Current Smoking Status Is Not a Risk Factor for Perioperative Outcomes in Patients with Aneurysmal Subarachnoid Hemorrhage Who Underwent Craniotomy Repair

Document Type

Journal Article

Publication Date



World neurosurgery






Aneurysmal subarachnoid hemorrhage; Bleeding; Mortality; Smoking; Surgical intervention


BACKGROUND: Aneurysmal subarachnoid hemorrhage is a rupture leading to blood accumulating in the subarachnoid region. Smoking status is often a risk factor for postoperative complications for vascular procedures. This study aims to retrospectively examine the effect of being a current tobacco smoker on postoperative outcomes in patients with nontraumatic subarachnoid hemorrhage. METHODS: Patients with aneurysmal subarachnoid hemorrhage who underwent craniotomy were identified in the American College of Surgeons-National Surgical Quality Improvement Program database. The 30-day perioperative outcomes of current smokers were compared with those of control individuals, who were patients who had not smoked tobacco in the past year. Postoperative outcomes included death, cardiac complications, stroke, operation time >4 hours, bleeding, and other events. In addition, this study examined the same surgical outcomes in patients older than 65 years. RESULTS: We found no significant difference between these 2 groups across all adverse outcomes analyzed. In patients aged >65 years, we again found no significant differences between these 2 groups across all adverse outcomes analyzed.

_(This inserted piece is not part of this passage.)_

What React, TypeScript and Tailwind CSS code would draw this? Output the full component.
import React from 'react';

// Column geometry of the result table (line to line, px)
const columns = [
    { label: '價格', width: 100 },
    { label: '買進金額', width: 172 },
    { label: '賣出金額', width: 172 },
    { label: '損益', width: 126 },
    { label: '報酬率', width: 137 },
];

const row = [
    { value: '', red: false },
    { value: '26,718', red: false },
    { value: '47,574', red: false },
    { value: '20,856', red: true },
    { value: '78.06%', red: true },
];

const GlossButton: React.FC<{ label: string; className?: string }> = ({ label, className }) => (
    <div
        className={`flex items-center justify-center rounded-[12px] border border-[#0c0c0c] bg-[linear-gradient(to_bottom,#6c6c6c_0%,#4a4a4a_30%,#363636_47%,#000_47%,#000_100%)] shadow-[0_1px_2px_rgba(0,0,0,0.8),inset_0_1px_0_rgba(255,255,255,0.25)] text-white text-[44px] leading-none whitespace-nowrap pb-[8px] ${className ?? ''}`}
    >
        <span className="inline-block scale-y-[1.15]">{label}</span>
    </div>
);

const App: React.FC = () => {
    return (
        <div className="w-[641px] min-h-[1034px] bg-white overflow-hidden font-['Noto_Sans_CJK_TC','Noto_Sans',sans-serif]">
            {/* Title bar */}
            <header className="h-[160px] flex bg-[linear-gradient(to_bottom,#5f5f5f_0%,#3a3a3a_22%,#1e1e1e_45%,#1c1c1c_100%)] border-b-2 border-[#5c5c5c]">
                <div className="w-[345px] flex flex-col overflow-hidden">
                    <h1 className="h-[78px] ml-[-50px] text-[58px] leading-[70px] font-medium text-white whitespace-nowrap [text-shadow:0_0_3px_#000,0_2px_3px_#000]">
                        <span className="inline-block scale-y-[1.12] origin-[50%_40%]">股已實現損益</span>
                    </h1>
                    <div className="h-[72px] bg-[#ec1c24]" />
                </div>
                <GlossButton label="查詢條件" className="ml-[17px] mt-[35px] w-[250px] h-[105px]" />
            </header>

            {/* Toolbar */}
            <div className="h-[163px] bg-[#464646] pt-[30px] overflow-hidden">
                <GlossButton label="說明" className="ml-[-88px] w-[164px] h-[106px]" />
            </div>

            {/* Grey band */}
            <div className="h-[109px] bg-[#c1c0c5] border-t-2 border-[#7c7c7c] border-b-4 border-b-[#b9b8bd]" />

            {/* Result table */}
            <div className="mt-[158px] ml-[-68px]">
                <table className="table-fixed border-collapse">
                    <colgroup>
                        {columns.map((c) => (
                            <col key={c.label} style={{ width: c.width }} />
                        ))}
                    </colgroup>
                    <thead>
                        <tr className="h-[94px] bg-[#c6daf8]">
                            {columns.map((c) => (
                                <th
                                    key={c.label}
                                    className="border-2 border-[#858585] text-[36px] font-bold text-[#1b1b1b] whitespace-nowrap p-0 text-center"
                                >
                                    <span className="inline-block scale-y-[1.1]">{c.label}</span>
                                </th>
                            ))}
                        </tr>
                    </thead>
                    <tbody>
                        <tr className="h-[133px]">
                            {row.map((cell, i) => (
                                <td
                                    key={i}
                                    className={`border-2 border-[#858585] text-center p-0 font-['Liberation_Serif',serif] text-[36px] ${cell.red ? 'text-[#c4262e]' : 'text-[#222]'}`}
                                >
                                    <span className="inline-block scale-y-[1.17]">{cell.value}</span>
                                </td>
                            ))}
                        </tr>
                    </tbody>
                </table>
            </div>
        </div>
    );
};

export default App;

CONCLUSIONS: This study shows that although current tobacco smoker status is commonly a risk factor for vascular diseases and postoperative complications, it is not a risk factor for the postoperative variables that we analyzed during craniotomy for aneurysmal subarachnoid hemorrhage. Additional research should be conducted to determine if different procedures to treat aneurysmal subarachnoid hemorrhage may have different outcomes among smokers.